*Recorded data:*
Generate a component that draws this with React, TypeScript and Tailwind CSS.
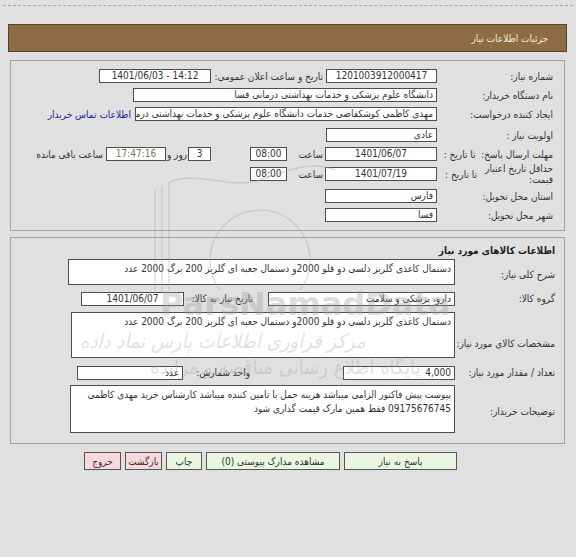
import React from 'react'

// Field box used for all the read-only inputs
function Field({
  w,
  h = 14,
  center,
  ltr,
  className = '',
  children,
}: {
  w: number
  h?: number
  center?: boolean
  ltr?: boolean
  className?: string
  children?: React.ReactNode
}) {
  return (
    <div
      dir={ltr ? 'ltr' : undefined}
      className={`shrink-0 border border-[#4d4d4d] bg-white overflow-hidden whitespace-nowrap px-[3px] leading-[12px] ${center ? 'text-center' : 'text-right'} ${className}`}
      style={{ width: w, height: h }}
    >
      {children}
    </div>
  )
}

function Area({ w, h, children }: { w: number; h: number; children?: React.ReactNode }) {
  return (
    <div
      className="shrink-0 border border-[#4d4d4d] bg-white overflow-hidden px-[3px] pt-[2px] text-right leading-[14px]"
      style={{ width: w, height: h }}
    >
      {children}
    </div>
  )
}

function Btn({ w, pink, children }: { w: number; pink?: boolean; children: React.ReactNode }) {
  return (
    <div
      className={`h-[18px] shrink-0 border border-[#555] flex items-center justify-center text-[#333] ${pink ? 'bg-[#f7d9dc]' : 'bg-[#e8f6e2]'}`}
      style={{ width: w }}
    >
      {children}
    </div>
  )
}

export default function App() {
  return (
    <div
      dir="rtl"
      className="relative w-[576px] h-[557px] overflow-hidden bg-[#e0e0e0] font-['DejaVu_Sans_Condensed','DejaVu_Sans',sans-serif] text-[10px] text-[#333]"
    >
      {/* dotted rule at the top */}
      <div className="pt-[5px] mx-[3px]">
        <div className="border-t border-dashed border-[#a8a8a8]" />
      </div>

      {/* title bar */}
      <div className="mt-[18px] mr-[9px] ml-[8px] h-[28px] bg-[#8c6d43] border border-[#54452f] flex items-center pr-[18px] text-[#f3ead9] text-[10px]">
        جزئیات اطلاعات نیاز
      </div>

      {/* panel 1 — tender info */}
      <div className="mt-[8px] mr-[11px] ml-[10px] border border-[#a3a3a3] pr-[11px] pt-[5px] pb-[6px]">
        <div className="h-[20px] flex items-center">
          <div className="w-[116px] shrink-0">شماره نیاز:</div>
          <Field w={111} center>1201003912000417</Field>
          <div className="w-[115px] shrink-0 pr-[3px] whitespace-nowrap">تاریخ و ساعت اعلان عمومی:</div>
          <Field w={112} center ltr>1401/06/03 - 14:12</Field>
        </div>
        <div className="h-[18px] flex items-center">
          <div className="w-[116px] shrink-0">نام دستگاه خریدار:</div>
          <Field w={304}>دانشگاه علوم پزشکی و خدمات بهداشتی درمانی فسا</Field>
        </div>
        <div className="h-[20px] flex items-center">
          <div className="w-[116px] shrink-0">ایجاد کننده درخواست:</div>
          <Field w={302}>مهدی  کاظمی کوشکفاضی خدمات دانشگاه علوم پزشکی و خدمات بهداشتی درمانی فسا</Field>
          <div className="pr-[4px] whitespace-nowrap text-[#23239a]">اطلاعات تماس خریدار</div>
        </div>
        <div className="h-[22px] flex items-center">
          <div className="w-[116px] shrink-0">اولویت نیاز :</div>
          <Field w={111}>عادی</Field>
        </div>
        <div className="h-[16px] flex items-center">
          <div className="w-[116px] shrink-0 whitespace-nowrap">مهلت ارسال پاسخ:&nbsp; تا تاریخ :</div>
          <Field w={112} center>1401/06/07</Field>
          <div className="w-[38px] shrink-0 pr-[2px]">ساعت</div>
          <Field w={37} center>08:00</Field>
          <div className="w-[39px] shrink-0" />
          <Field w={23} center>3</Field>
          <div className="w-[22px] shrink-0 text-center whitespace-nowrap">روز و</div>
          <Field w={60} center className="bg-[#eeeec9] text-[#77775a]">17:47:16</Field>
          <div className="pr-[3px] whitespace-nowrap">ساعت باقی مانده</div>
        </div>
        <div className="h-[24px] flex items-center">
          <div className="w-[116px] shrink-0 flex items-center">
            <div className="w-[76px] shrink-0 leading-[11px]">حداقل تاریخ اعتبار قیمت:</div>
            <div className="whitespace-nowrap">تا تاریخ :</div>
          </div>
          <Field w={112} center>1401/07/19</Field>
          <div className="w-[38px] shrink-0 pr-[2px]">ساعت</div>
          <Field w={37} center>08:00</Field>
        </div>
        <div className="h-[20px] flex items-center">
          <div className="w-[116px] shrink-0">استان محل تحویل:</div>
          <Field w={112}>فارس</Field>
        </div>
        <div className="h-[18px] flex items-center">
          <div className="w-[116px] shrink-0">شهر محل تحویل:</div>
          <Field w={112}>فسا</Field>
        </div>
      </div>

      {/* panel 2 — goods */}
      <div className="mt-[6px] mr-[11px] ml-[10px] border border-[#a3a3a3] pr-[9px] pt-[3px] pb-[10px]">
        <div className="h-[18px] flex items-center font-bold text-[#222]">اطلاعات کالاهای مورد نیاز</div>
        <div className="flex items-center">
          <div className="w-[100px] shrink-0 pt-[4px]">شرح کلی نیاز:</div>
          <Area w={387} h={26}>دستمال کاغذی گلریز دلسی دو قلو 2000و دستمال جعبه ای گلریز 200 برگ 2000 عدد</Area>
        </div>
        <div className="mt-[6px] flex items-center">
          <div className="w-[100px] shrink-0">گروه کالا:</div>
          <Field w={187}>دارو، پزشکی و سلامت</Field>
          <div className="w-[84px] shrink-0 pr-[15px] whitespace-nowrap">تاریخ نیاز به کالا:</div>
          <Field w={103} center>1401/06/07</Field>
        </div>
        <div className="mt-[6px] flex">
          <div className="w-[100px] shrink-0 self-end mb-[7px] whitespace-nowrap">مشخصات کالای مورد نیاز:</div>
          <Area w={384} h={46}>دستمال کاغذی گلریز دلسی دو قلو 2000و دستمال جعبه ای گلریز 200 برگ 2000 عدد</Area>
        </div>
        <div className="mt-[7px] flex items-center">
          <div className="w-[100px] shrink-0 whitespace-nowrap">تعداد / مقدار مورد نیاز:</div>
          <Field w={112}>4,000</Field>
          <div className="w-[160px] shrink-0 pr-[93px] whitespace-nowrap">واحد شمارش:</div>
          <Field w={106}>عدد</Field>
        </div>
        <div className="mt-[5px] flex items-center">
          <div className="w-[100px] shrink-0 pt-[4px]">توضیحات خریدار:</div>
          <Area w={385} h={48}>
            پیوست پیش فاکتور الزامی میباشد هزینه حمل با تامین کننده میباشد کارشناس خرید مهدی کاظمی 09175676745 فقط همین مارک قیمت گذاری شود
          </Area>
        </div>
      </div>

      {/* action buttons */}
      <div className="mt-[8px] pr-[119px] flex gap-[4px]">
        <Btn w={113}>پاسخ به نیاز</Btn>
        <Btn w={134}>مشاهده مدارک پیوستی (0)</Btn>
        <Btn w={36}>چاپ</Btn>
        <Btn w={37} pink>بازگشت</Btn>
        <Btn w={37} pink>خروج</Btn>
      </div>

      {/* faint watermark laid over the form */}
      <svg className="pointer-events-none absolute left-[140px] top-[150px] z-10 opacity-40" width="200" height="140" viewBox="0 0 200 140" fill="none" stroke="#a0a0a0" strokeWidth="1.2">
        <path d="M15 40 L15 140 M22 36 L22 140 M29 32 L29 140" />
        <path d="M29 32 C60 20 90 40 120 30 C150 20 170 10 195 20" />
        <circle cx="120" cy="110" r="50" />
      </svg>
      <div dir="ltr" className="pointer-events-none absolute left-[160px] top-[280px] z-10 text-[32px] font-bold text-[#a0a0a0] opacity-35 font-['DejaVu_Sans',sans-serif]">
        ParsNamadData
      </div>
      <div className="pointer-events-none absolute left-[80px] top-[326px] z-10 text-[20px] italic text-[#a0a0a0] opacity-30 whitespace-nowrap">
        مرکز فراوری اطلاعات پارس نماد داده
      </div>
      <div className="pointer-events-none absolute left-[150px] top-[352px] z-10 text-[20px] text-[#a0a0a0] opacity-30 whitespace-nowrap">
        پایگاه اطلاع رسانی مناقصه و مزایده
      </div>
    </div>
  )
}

*Directions for this task:* Write out every line of the preceding listing that contains "React".

*Worked answer:*
Generate a component that draws this with React, TypeScript and Tailwind CSS.
import React from 'react'
  children?: React.ReactNode
function Area({ w, h, children }: { w: number; h: number; children?: React.ReactNode }) {
function Btn({ w, pink, children }: { w: number; pink?: boolean; children: React.ReactNode }) {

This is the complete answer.